I learned to drive in that car, sitting on Robert’s lap, starting at age five. He was an incredible taskmaster—the hands-held-at-10-and-2, no-slouching, car-is-not-a-toy kind of school. One drives a car; one doesn’t merely point it. The brakes were sketchy, and the steering from the huge wheel wasn’t power. The convertible top was leather, its inner lining dove-gray cashmere, and its dashboard gleaming-burl walnut. The horn was something that might have been heard on the ocean instead of the street, and the turn indicator was timed to turn off after only 15 seconds, instead of when the turn was completed, leaving us to constantly restart it. There was no air conditioning or radio but—my, oh my—nothing made a statement like the arrival of that car. In a sea of the banal beige Vista Cruisers of the day, it was impossible not to admire Robert’s silver and black Bentley.
Thirty-six Grammy’s and too many gold records to mention later, the Bentley was still in our driveway. As Jaguars, BMW’s, Rolls-Royces, and the very first Mustang came and went, Robert still cherished the Bentley, his earliest trophy. But age is cruel, and times change. The Bentley fell into disrepair.

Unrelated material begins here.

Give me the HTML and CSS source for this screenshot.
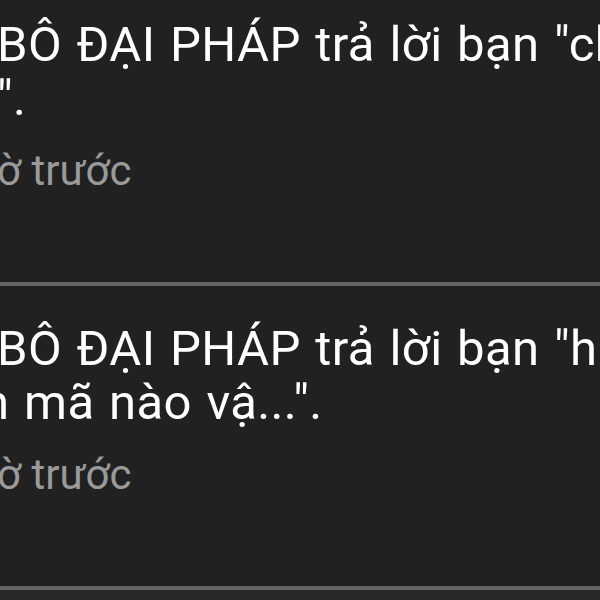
FILE: index.html
```html
<!DOCTYPE html>
<html lang="vi">
<head>
  <meta charset="UTF-8" />
  <meta name="viewport" content="width=device-width, initial-scale=1.0"/>
  <title>Thông báo</title>
  <link rel="stylesheet" href="styles.css">
</head>
<body>

<ul class="notif-list">
  <li class="notif">
    <p class="notif-text">
      <span class="line">BÔ ĐẠI PHÁP trả lời bạn "ch</span>
      <span class="line">".</span>
    </p>
    <p class="notif-time">ờ trước</p>
  </li>

  <li class="notif">
    <p class="notif-text">
      <span class="line">BÔ ĐẠI PHÁP trả lời bạn "ha</span>
      <span class="line line-cut">n mã nào vậ...".</span>
    </p>
    <p class="notif-time">ờ trước</p>
  </li>

  <li class="notif notif-unread">
    <p class="notif-text">
      <span class="line">BÔ ĐẠI PHÁP trả lời bạn</span>
    </p>
  </li>
</ul>

</body>
</html>
```

FILE: styles.css
```css
/* Notification list */
:root {
  --bg-color: #212121;
  --unread-bg: #292929;
  --divider: #646464;
  --text-color: #ffffff;
  --muted-color: #9a9a9a;
  --font-family: 'Roboto', 'Noto Sans', sans-serif;
}

* {
  box-sizing: border-box;
  margin: 0;
  padding: 0;
}

html, body {
  overflow: hidden;
}

body {
  background: var(--bg-color);
  color: var(--text-color);
  font-family: var(--font-family);
  width: 600px;
  height: 600px;
}

.notif-list {
  list-style: none;
  margin-top: -18px;
  margin-left: -3px;
}

.notif {
  padding: 36px 0 86px;
  border-bottom: 4px solid var(--divider);
}

.notif-unread {
  background: var(--unread-bg);
  border-bottom: none;
}

.notif-text {
  font-size: 49px;
  line-height: 54px;
  letter-spacing: 0.4px;
  word-spacing: 2px;
}

.notif-text .line {
  display: block;
  white-space: nowrap;
}

/* second line starts mid-word, cut by the screen edge */
.notif-text .line-cut {
  margin-left: -15px;
}

.notif-time {
  margin-top: 20px;
  font-size: 42px;
  line-height: 50px;
  color: var(--muted-color);
  white-space: nowrap;
}
```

When Robert’s 75th birthday came around—the banner year he won both the Kennedy Center Honors and the National Medal of Arts—Caroline hatched a perfect plan: she’d send the car back to Rolls-Royce in Leeds, England, where it was made, and have it restored. Just like new.

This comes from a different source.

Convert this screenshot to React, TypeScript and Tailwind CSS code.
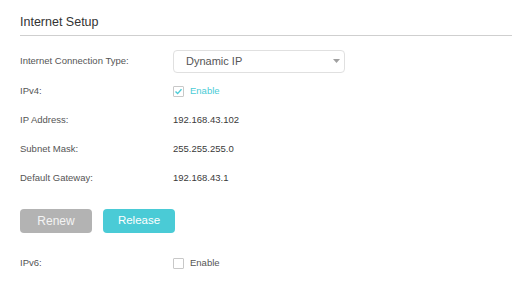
import React from "react";

function Check({ checked }: { checked: boolean }) {
  return (
    <span className="inline-flex w-[11px] h-[11px] items-center justify-center border border-[#c8c8c8] rounded-[1px] bg-white">
      {checked && (
        <svg width="9" height="9" viewBox="0 0 9 9">
          <path d="M1.5 4.5 L3.6 6.6 L7.5 2.2" fill="none" stroke="#4acbd6" strokeWidth="1.4" />
        </svg>
      )}
    </span>
  );
}

function Row({ label, children, className = "" }: { label: string; children: React.ReactNode; className?: string }) {
  return (
    <div className={`flex items-center h-[18px] ${className}`}>
      <div className="w-[153px] shrink-0 text-[9.5px] text-[#555]">{label}</div>
      <div className="flex items-center text-[9.5px] text-[#3a3a3a]">{children}</div>
    </div>
  );
}

export default function App() {
  return (
    <div className="w-[512px] h-[287px] bg-white overflow-hidden pl-5" style={{ fontFamily: '"Liberation Sans", Arial, sans-serif' }}>
      <div className="pt-[15px] pb-[5px] border-b border-[#cfcfcf] text-[12.5px] leading-[15px] text-[#333]">
        Internet Setup
      </div>

      <div className="flex items-center mt-[14px] h-[23px]">
        <div className="w-[153px] shrink-0 text-[9.5px] text-[#555]">Internet Connection Type:</div>
        <div className="relative w-[172px] h-[23px] border border-[#e0e0e0] rounded-[4px] flex items-center pl-[12px] text-[11px] text-[#555]">
          Dynamic IP
          <svg className="absolute right-[4px] top-[8px]" width="7" height="4" viewBox="0 0 7 4">
            <path d="M0 0 H7 L3.5 4 Z" fill="#a0a0a0" />
          </svg>
        </div>
      </div>

      <Row label="IPv4:" className="mt-[9px]">
        <Check checked />
        <span className="ml-[6px] text-[#4acbd6]">Enable</span>
      </Row>
      <Row label="IP Address:" className="mt-[11px]">192.168.43.102</Row>
      <Row label="Subnet Mask:" className="mt-[11px]">255.255.255.0</Row>
      <Row label="Default Gateway:" className="mt-[11px]">192.168.43.1</Row>

      <div className="flex gap-[11px] mt-[22px]">
        <button className="w-[72px] h-[24px] rounded-[4px] bg-[#b3b3b3] text-[12px] text-[#f4f4f4]">Renew</button>
        <button className="w-[72px] h-[24px] rounded-[4px] bg-[#4acbd6] text-[11.5px] text-white">Release</button>
      </div>

      <Row label="IPv6:" className="mt-[21px]">
        <Check checked={false} />
        <span className="ml-[6px] text-[#555]">Enable</span>
      </Row>
    </div>
  );
}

It was an incredible feat to be able to give Robert a present that he actually liked, and after a humongous hue and cry of the gift’s extravagance and his undeservingness, he sheepishly accepted. We knew he was thrilled when he giddily reminded us the car was 38 years old, the same age he’d been when he bought it. Plans were made and the Bentley was dispatched; the promise of the car’s golden return gave Robert, whom The New York Times coined “The Grand Old Man of Classical Music,” another youth to look forward to.

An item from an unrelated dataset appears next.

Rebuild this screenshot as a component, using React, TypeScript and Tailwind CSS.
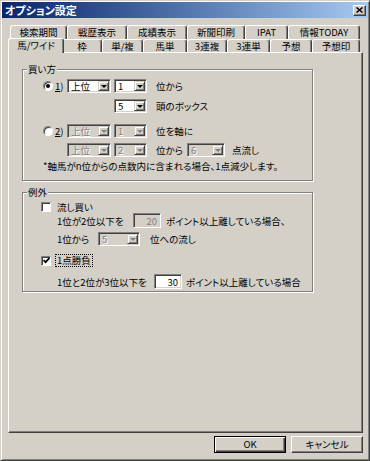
import React from "react";

const font = "font-['Noto_Sans_CJK_JP','Noto_Sans',sans-serif] [font-feature-settings:'palt']";

function Triangle({ disabled }: { disabled?: boolean }) {
  return (
    <span
      className={`h-0 w-0 border-x-[3px] border-t-[3px] border-x-transparent ${
        disabled ? "border-t-[#808080]" : "border-t-black"
      }`}
    />
  );
}

function Combo({ value, className, disabled }: { value: string; className: string; disabled?: boolean }) {
  return (
    <div
      className={`flex h-[14px] border border-t-[#808080] border-l-[#808080] border-b-white border-r-white p-px shadow-[inset_1px_1px_0_#404040,inset_-1px_-1px_0_#d4d0c8] ${
        disabled ? "bg-[#d4d0c8] text-[#808080] [text-shadow:1px_1px_0_#fff]" : "bg-white text-black"
      } ${className}`}
    >
      <span className="flex-1 pl-[2px] leading-[10px]">{value}</span>
      <span className="flex w-[11px] items-center justify-center border border-t-[#d4d0c8] border-l-[#d4d0c8] border-r-[#404040] border-b-[#404040] bg-[#d4d0c8] shadow-[inset_1px_1px_0_#fff,inset_-1px_-1px_0_#808080]">
        <Triangle disabled={disabled} />
      </span>
    </div>
  );
}

function Edit({ value, disabled }: { value: string; disabled?: boolean }) {
  return (
    <div
      className={`flex h-[15px] w-[28px] items-center justify-end border border-t-[#808080] border-l-[#808080] border-b-white border-r-white pr-[3px] leading-[10px] shadow-[inset_1px_1px_0_#404040,inset_-1px_-1px_0_#d4d0c8] ${
        disabled ? "bg-[#d4d0c8] text-[#808080]" : "bg-white text-black"
      }`}
    >
      {value}
    </div>
  );
}

function Radio({ checked }: { checked?: boolean }) {
  return (
    <span className="flex h-[10px] w-[10px] items-center justify-center rounded-full border border-t-[#808080] border-l-[#808080] border-b-white border-r-white bg-white shadow-[inset_1px_1px_0_#404040]">
      {checked && <span className="h-[4px] w-[4px] rounded-full bg-black" />}
    </span>
  );
}

function Check({ checked }: { checked?: boolean }) {
  return (
    <span className="flex h-[10px] w-[10px] items-center justify-center border border-t-[#808080] border-l-[#808080] border-b-white border-r-white bg-white shadow-[inset_1px_1px_0_#404040]">
      {checked && (
        <svg width="7" height="7" viewBox="0 0 7 7">
          <path d="M0.6 3.2 L2.6 5.2 L6.4 1.2" fill="none" stroke="#000" strokeWidth="1.7" />
        </svg>
      )}
    </span>
  );
}

const tabBase =
  "flex h-full justify-center rounded-t-[3px] border-l border-t border-r border-l-white border-t-white border-r-[#404040] shadow-[inset_-1px_0_0_#808080] leading-[10px]";

const row1 = [
  { t: "検索期間", w: "w-[57px]" },
  { t: "戦歴表示", w: "w-[60px]" },
  { t: "成績表示", w: "w-[60px]" },
  { t: "新聞印刷", w: "w-[58px]" },
  { t: "IPAT", w: "w-[43px]" },
  { t: "情報TODAY", w: "w-[72px]" },
];

const row2 = [
  { t: "枠", w: "w-[40px]" },
  { t: "単/複", w: "w-[41px]" },
  { t: "馬単", w: "w-[44px]" },
  { t: "3連複", w: "w-[40px]" },
  { t: "3連単", w: "w-[43px]" },
  { t: "予想", w: "w-[42px]" },
  { t: "予想印", w: "w-[48px]" },
];

export default function App() {
  return (
    <div
      className={`flex h-[461px] w-[370px] flex-col overflow-hidden border border-t-[#d4d0c8] border-l-[#d4d0c8] border-b-[#404040] border-r-[#404040] bg-[#d4d0c8] p-px text-[9.5px] text-black shadow-[inset_1px_1px_0_#fff,inset_-1px_-1px_0_#808080] ${font}`}
    >
      {/* title bar */}
      <div className="flex h-[16px] items-center bg-linear-to-r from-[#0a246a] to-[#a6caf0] pl-[3px] pr-[2px]">
        <span className="text-[11px] font-bold leading-none text-white">オプション設定</span>
        <span className="ml-auto flex h-[11px] w-[13px] items-center justify-center border border-t-white border-l-white border-r-[#404040] border-b-[#404040] bg-[#d4d0c8] shadow-[inset_-1px_-1px_0_#808080]">
          <svg width="7" height="6" viewBox="0 0 7 6">
            <path d="M0.5 0.5 L6.5 5.5 M6.5 0.5 L0.5 5.5" stroke="#000" strokeWidth="1.5" />
          </svg>
        </span>
      </div>

      {/* tabs */}
      <div className="ml-[8px] mt-[7px] flex h-[14px]">
        {row1.map((tab) => (
          <div key={tab.t} className={`${tabBase} items-start pt-px ${tab.w}`}>
            {tab.t}
          </div>
        ))}
      </div>
      <div className="ml-[6px] flex h-[13px] items-end">
        <div className="relative z-10 -mb-px -mr-[2px] flex h-[15px] w-[56px] shrink-0 items-start justify-center rounded-t-[3px] border-l border-t border-r border-l-white border-t-white border-r-[#404040] bg-[#d4d0c8] pt-px leading-[11px] shadow-[inset_-1px_0_0_#808080]">
          馬/ワイド
        </div>
        {row2.map((tab) => (
          <div key={tab.t} className={`${tabBase} shrink-0 items-center ${tab.w}`}>
            {tab.t}
          </div>
        ))}
      </div>

      {/* tab panel */}
      <div className="ml-[6px] h-[381px] w-[355px] border border-t-white border-l-white border-r-[#404040] border-b-[#404040] pl-[13px] pt-[16px] shadow-[inset_-1px_-1px_0_#808080]">
        {/* 買い方 */}
        <div className="relative h-[112px] w-[291px] border border-[#808080] pl-[20px] pt-[9px] leading-[12px] shadow-[1px_1px_0_#fff,inset_1px_1px_0_#fff]">
          <span className="absolute -top-[7px] left-[4px] bg-[#d4d0c8] px-px">買い方</span>

          <div className="flex h-[14px] items-center">
            <Radio checked />
            <span className="ml-[2px] w-[12px]">
              <span className="underline">1</span>)
            </span>
            <Combo value="上位" className="w-[44px]" />
            <Combo value="1" className="ml-[3px] w-[33px]" />
            <span className="ml-[9px]">位から</span>
          </div>

          <div className="ml-[71px] mt-[6px] flex h-[14px] items-center">
            <Combo value="5" className="w-[33px]" />
            <span className="ml-[9px]">頭のボックス</span>
          </div>

          <div className="mt-[11px] flex h-[14px] items-center">
            <Radio />
            <span className="ml-[2px] w-[12px]">
              <span className="underline">2</span>)
            </span>
            <Combo value="上位" className="w-[44px]" disabled />
            <Combo value="1" className="ml-[3px] w-[33px]" disabled />
            <span className="ml-[9px]">位を軸に</span>
          </div>

          <div className="ml-[24px] mt-[5px] flex h-[14px] items-center">
            <Combo value="上位" className="w-[44px]" disabled />
            <Combo value="2" className="ml-[3px] w-[33px]" disabled />
            <span className="ml-[9px] w-[31px]">位から</span>
            <Combo value="6" className="w-[38px]" disabled />
            <span className="ml-[7px]">点流し</span>
          </div>

          <div className="mt-[3px]">*軸馬がn位からの点数内に含まれる場合、1点減少します。</div>
        </div>

        {/* 例外 */}
        <div className="relative mt-[11px] h-[100px] w-[291px] border border-[#808080] pl-[18px] pt-[7px] leading-[12px] shadow-[1px_1px_0_#fff,inset_1px_1px_0_#fff]">
          <span className="absolute -top-[7px] left-[4px] bg-[#d4d0c8] px-px">例外</span>

          <div className="flex h-[13px] items-center">
            <Check />
            <span className="ml-[6px]">流し買い</span>
          </div>

          <div className="ml-[16px] flex h-[15px] items-center">
            <span className="w-[76px]">1位が2位以下を</span>
            <Edit value="20" disabled />
            <span className="ml-[5px]">ポイント以上離している場合、</span>
          </div>

          <div className="ml-[16px] mt-[4px] flex h-[14px] items-center">
            <span className="w-[41px]">1位から</span>
            <Combo value="5" className="w-[42px]" disabled />
            <span className="ml-[10px]">位への流し</span>
          </div>

          <div className="mt-[8px] flex h-[13px] items-center">
            <Check checked />
            <span className="ml-[4px] border border-dotted border-black px-px leading-[11px]">1点勝負</span>
          </div>

          <div className="ml-[16px] mt-[7px] flex h-[15px] items-center">
            <span className="w-[97px]">1位と2位が3位以下を</span>
            <Edit value="30" />
            <span className="ml-[4px]">ポイント以上離している場合</span>
          </div>
        </div>
      </div>

      {/* buttons */}
      <div className="ml-[6px] mt-[3px] flex w-[355px] justify-end gap-[5px]">
        <button className="flex h-[17px] w-[72px] items-center justify-center border border-black leading-none shadow-[inset_1px_1px_0_#fff,inset_-1px_-1px_0_#404040,inset_-2px_-2px_0_#808080]">
          OK
        </button>
        <button className="flex h-[17px] w-[72px] items-center justify-center border border-t-white border-l-white border-r-[#404040] border-b-[#404040] leading-none shadow-[inset_-1px_-1px_0_#808080]">
          キャンセル
        </button>
      </div>
    </div>
  );
}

Three and a half years, four trips to check in on it, and a zillion dollars later, the car was back: with 80 coats of paint, new leather, new chrome—new everything—it was a frame-off, stem-to-stem restoration. I couldn’t believe how fantastic it was even though I’d made two trips across the pond myself to see it in process.
The years the car had been gone were hard ones. Robert’s beloved Caroline was diagnosed with cancer and died, leaving Robert shocked and devastated. He reluctantly went to the front door to watch his car being delivered—its pristine beauty a harsh reminder of late Caroline’s birthday wish for him—and banished it. “No more Bentley, Alex. It’s yours. I never want to see it again.”
I was 24. I drove it around for a few months, maybe a year, and loved it—but, truth be told, it just wasn’t for this world: no valet parking, no popping about for errands…hardly an inconspicuous ride. It was a museum car now, a showpiece, a ceremony. When the key broke in the ignition and the entire car had to be re-keyed by a couture locksmith in the middle of the night, I made the decision to sell.
Robert died four years later on the same day that Caroline had. For those years, he was nearly inconsolable, listless, unable to truly enjoy anything ever again. He conducted, a bit, and studied his scores—his only solace—but mostly he just missed Caroline. Before he died, I asked his permission to sell the Bentley. He looked up from his reading glasses, plaintively, and replied: “You have my blessing. It’s yours. Just please don’t ever mention that car to me again.”
The author’s mother, Caroline, and stepfather Robert, in the Bentley on their wedding day, 1973; the 1991 Kennedy Center Honorees at the White House (from left: Robert Shaw, Betty Comden, Barbara Bush, Adolph Green, George H. W. Bush, Harold Nicholas, Gregory Peck, and Roy Acuff).